Market Forces said Rio did so despite recognising the need to decarbonise the steel sector and that inaction could materially affect the value of its iron ore business.

In July BHP vowed to push its customers around the world to reduce their greenhouse gas emissions and committed to spend $US400 million ($590 million) on new technologies and strategies to reduce its carbon footprint and that of its clients.

BHP chief executive Andrew Mackenzie said in July that the company would set a public goal for its "scope 3" emissions, which include the greenhouse gases created by the steel mills and power stations that burn BHP's coal around the world.

China Baowu chairman Chen Derong said the company was committed to sustainable development and would achieve that through "intelligent manufacturing".

"We want to make a difference to the iron and steel ecosystem by developing greener factories and enterprises to deliver a cleaner, more sustainable steel industry," he said in a statement.

Rio Tinto did not specify how much funding it would contribute to the new process.

The move comes as iron ore prices are back under pressure, falling sharply on Tuesday on concerns about the outlook for Chinese demand.
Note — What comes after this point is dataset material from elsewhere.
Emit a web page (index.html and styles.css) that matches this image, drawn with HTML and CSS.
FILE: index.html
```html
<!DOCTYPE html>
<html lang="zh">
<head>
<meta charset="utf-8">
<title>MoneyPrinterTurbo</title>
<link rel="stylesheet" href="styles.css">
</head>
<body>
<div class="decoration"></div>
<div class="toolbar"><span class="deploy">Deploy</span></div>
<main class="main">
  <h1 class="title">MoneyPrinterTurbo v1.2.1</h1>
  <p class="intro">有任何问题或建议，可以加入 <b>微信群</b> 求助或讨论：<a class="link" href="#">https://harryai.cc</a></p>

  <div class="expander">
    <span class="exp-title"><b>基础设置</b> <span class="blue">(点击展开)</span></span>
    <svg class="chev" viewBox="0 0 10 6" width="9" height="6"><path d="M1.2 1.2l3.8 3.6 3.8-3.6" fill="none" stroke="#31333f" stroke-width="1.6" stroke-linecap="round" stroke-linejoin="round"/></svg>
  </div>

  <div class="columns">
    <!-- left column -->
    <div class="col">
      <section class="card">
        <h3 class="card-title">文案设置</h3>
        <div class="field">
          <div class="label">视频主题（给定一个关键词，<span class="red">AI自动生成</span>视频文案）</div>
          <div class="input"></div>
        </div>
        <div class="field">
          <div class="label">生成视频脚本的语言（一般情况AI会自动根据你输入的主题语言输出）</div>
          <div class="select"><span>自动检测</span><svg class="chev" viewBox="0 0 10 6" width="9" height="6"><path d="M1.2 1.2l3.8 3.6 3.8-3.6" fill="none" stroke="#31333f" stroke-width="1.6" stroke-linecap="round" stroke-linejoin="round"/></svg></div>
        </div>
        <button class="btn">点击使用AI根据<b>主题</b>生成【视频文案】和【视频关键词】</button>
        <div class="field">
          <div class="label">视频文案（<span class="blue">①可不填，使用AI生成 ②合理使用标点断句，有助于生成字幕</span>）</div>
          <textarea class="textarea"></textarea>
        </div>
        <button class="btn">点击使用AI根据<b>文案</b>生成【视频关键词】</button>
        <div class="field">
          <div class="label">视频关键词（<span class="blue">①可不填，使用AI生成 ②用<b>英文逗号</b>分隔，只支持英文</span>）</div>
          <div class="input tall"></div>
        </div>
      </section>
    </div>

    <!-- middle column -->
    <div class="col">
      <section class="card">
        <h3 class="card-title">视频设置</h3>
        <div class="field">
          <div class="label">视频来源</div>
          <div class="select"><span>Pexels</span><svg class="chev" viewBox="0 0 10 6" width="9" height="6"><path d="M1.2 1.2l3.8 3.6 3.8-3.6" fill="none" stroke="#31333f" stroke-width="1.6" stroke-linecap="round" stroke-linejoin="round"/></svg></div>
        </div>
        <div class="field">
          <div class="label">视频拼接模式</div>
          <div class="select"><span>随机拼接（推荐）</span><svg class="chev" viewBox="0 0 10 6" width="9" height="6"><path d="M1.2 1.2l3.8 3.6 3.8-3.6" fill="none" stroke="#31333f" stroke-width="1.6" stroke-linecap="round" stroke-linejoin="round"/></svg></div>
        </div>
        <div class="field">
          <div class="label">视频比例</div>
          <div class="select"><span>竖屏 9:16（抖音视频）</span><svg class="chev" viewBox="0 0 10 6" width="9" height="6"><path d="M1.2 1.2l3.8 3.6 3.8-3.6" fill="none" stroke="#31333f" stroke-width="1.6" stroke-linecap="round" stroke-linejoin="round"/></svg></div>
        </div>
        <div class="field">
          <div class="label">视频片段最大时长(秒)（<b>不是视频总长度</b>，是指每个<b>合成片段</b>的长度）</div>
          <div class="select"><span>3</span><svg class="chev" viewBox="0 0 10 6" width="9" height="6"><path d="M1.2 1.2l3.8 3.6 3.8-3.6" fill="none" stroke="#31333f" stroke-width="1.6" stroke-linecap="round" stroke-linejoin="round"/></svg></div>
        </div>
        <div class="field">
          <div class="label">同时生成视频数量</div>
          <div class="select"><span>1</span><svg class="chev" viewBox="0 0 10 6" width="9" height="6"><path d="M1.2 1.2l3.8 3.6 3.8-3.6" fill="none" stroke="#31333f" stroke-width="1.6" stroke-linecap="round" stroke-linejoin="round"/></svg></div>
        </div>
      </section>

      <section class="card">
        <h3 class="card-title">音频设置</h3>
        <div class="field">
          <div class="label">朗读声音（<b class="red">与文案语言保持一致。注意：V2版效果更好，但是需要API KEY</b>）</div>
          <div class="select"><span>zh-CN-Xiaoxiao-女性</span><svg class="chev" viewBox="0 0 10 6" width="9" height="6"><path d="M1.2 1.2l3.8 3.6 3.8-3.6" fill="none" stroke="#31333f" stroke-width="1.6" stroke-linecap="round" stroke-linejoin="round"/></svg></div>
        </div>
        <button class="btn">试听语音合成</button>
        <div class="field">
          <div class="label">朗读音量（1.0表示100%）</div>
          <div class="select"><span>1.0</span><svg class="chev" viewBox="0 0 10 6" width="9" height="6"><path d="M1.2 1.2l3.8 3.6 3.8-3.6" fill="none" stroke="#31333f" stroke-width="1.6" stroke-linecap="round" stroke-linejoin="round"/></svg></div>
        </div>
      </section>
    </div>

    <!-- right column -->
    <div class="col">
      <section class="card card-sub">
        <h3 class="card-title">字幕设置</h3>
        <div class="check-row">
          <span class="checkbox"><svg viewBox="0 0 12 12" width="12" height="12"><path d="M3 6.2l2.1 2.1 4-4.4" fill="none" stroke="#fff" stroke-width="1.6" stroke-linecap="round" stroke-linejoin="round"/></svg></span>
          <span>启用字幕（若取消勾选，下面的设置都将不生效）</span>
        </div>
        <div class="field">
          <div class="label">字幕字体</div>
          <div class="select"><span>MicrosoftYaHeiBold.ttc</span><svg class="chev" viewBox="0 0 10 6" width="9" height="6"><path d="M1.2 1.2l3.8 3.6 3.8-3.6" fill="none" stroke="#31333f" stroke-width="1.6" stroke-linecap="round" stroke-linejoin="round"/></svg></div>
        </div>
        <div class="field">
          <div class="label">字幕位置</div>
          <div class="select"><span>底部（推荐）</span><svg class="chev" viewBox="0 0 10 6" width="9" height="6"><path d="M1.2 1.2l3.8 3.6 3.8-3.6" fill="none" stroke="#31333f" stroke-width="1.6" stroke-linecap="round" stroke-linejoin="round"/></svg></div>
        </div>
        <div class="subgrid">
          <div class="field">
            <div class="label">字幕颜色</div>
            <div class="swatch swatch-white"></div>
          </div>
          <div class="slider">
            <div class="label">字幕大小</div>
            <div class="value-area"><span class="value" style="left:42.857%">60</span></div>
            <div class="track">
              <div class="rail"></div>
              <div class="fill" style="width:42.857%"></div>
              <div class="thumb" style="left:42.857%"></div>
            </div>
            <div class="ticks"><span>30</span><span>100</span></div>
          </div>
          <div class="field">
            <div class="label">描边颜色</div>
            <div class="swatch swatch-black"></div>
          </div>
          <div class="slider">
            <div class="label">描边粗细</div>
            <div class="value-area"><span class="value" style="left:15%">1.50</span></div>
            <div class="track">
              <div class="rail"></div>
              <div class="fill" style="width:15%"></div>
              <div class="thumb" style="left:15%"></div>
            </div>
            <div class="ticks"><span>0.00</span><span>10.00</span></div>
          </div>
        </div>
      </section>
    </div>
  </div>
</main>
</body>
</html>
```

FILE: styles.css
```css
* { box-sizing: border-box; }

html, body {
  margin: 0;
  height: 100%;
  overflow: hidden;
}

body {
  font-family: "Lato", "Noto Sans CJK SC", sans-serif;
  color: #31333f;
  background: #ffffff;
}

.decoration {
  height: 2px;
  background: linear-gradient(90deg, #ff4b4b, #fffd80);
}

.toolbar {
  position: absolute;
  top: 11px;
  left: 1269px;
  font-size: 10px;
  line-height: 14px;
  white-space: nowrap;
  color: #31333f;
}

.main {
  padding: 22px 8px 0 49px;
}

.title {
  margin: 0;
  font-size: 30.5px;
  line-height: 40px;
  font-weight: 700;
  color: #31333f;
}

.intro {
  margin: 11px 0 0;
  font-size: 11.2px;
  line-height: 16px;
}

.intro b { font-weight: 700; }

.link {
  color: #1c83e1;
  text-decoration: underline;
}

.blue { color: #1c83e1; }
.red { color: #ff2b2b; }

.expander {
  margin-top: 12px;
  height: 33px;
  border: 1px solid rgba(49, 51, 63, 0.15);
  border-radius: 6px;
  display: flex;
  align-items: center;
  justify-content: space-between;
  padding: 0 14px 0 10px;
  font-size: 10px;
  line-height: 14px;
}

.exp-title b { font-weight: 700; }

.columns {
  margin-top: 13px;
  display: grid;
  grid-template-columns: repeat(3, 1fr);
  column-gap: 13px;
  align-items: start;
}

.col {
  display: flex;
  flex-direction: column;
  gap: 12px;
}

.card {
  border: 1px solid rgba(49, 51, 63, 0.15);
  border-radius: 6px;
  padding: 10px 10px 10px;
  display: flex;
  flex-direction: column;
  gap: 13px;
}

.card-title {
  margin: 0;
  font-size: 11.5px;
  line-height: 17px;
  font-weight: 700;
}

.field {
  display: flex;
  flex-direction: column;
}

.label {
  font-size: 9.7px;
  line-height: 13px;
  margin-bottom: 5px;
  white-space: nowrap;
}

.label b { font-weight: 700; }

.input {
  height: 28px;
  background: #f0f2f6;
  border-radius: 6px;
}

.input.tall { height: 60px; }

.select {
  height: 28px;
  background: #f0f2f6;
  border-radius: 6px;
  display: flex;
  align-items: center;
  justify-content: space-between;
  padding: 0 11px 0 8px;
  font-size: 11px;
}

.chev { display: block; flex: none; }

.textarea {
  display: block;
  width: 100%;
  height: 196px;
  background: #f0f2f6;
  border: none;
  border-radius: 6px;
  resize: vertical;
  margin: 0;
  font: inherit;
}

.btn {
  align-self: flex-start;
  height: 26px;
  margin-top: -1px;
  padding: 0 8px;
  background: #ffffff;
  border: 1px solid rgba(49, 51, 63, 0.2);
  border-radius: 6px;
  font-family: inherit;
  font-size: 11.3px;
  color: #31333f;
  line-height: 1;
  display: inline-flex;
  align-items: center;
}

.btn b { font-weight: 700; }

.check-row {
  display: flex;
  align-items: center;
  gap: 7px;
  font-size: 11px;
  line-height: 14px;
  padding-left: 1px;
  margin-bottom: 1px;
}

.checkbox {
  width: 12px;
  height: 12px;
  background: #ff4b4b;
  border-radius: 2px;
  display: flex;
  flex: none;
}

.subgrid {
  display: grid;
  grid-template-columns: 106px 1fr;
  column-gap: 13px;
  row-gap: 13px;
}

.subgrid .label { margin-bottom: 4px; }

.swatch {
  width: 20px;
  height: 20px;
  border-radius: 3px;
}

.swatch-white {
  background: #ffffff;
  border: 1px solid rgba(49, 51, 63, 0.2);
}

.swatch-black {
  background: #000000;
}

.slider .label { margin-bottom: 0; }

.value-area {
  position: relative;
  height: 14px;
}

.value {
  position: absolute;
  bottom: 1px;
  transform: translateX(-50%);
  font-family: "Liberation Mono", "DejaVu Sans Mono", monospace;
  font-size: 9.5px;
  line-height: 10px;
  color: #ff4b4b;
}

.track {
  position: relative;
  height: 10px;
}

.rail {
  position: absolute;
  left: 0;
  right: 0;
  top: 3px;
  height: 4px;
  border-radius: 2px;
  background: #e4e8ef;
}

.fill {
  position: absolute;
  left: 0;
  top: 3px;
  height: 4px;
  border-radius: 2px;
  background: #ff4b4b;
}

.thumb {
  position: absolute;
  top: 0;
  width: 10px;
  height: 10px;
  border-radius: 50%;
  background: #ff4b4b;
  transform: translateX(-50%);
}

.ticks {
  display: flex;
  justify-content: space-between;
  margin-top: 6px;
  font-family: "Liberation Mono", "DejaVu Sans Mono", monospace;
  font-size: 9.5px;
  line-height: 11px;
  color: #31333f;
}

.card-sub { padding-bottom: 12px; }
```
Strategists said remarks from China’s central bank governor, Yi Gang, contributed to the steep about-face in sentiment.

"Mr Yi said that China isn’t in a rush to add massive monetary stimulus and must maintain prudent policy stance," ANZ Bank senior commodity strategist Daniel Hynes wrote in a blog post. "This dashed hopes in the market that additional support for infrastructure spending would support commodity demand."

Mr Hynes said concern about further industrial output restrictions in northern Chinese provinces, nor data showing increased iron ore shipments from Brazil, did little to improve sentiment on Tuesday.

"The province of Hebei said it was planning to order output to be closed to help improve air quality," he said. "Shipping data showing rising volumes heading to China also eased concerns about the ongoing impact disruptions in Brazil."

Spot iron ore prices came under renewed pressure as a result, seeing all major grades shed 2.6 per cent or more. The benchmark price for 62 per cent fines logged the steepest fall, sliding 3.5 per cent to $US90.83 a tonne, according to Fastmarkets MB.